I was mentioning to some of your colleagues—and this is on the opposite side of the Giugiaro spectrum—that Grand Seiko should do a collaboration with the architect Tadao Ando. I’d buy one.

[Laughs] Thank you for suggestion. I will share it internally and see how it goes.

Last question: I’m curious, if you had 30 seconds in an elevator to describe the Grand Seiko brand to an American buyer, what would your pitch be? Instead of a fine Swiss watch, why a Grand Seiko?

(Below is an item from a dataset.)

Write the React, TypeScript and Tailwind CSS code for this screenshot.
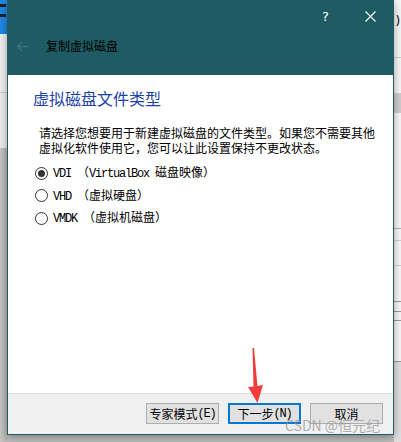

What I say to my customers is that I could tell you everything about the Astron [the first analog watch to automatically recognize all time zones on Earth] in a minute. If it’s Grand Seiko, however, I can talk about it for an hour. It’s impossible for me to boil it down to a minute. As I mentioned earlier, a brand cannot be built by advertising. Thirty-second or 60-second spots are not going to suffice to explain what Grand Seiko is all about.

What I would do is maybe press the emergency button to talk for 10 minutes. [Laughs] At least 10 minutes is what I require.

Or maybe you make them want to get off the elevator with you to hear you explain Grand Seiko for an entire hour. Give them a cliffhanger, leave them wanting more.

Yeah, that’s a good idea.

Say nothing now, so that it’s a surprise later.

[Laughs] That’s actually so true. A lot of people say that Grand Seiko seems to be a brand full of mysteries—they don’t know much about it. If I could just say, “Hey, look at my watch, this is going to do something special for you,” that could be a hook—a teaser—to discuss more about how great these watches truly are.

This interview was conducted through a translator.